Tuesday, 29 December 2009

…. 5 September 1942

A day of days!  This morning out from 10 to 11 am.  We were officially informed that the Nips have departed for good and that we shall henceforth be the responsibility of the Director and ordinary prison staff.  It is too difficult to realise yet fully what this means, the tremendous relief from the strain under which we have lived for the past 5 months almost, to appreciate the fact that we can now live more or less normally and subject only to well defined restrictions.  I have gone down on my knees today.  Exchanged ‘The Alain Family’ yesterday for ‘Van Java’s Wegen’ by J E Jasper and that today for ‘Pension Vink’ by F de Sinclair.  Mingail’s baby is 2 years old today.  His own birthday was on 25 August and his wife’s on 27 July.

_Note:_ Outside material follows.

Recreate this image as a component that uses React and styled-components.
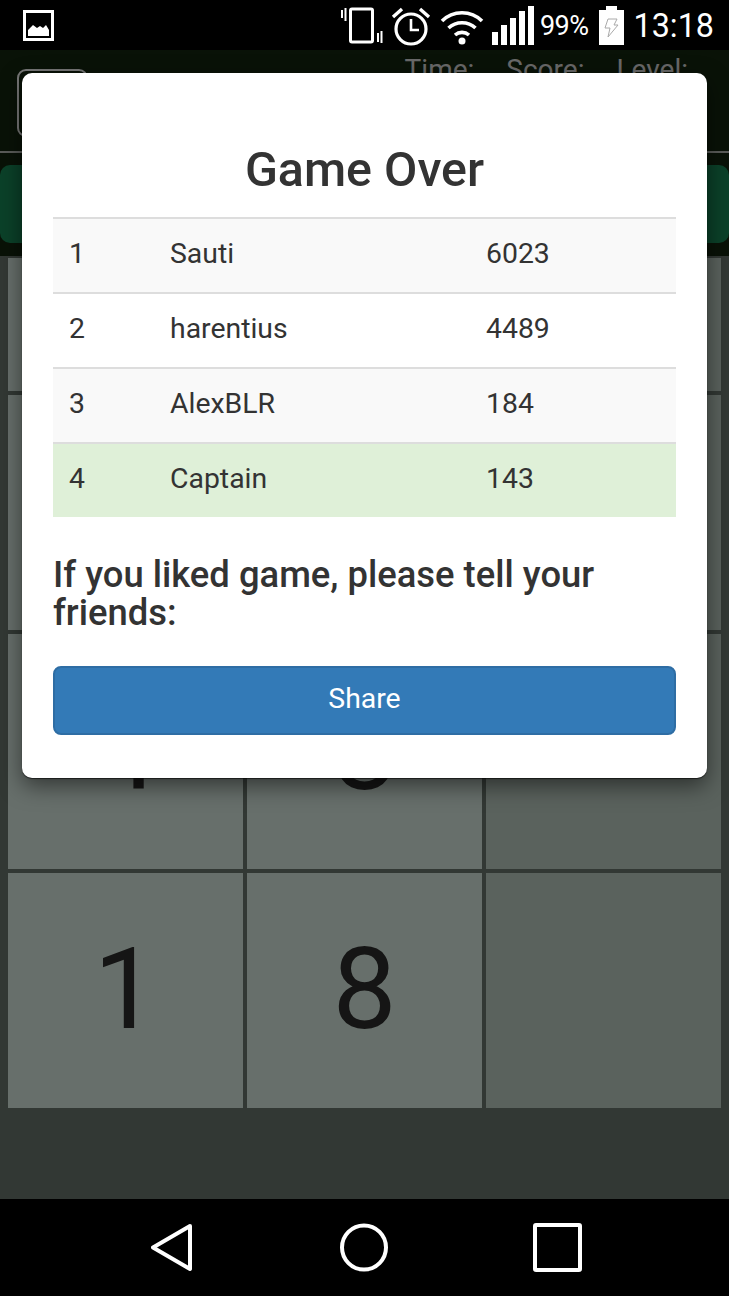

One of the first things I did when I was once settled in my bungalow was to purchase some hens.  Being town bred this acquisition had great attraction for me and I was so impatient to see chickens hatching out that a few times a day I would left up the brooding hens from their nests to see if there was anything doing under them.  After a few days of such inspection I became aware of an uncomfortable crawling sort of itch all over my body and by dint of careful scrutiny of my anatomy discovered that I was simply crawling with minute vermin known as hen lice.  I do not know if fowls at home are subject to this particular pest but I can answer with conviction for those of Java.  Needless to say, after this experience I was content to let nature take her course without further interference on my part and in due course had as many chickens as I could wish for, to my great pleasure and satisfaction.  I have heard it said that a hen can be mesmerized by having its head inclined to a chalk line on the ground but have never tried this or seen it done.  I can however vouch for the fact that if you take a chicken in your hands and turn it over quickly so that it lies on its back on the palm of one hand it will nine times out of ten stay in that position until you choose to put it on its feet again.  Later on I increased my fowl possession by the addition of some ‘entoks’ which, I believe, are a cross between ducks and geese.  They are good eating.  Their eggs, also good, are, however, sterile.  Entoks I should think, are the mules of the poultry world.  I man mention that within less then a year my entire poultry yard was wiped out in the course of a few days by an epidemic of chicken cholera which swept with the rapidity of a forest fire through the district.  I do not know sufficient about poultry at home to be able to tell whether or not such a disease is there prevalent, but in Java at any rate it is so common as to render any attempt at chicken farming a rather precarious undertaking.  The course of the disease is rapid with about 24 hours only between infection and death.  In my own stock, between 30 t0 40 hens died in a single night.  The cholera strikes suddenly, the symptoms being inability to swallow and standing hunched up with the eyes partly or even completely closed.  I have known a hen remain in the condition for days and die eventually of sheer starvation but this is not common.  As I have said, death usually supervenes within 24 hours.


An issue of 3 packets of the ‘A’ cigarettes this afternoon.  The ‘A’ which had evidently been pasted on to the packet, on being removed reveals a ‘V’.  The cigs appear to be of Chinese manufacture and cost 6 cents per packet – Virginia and quite good.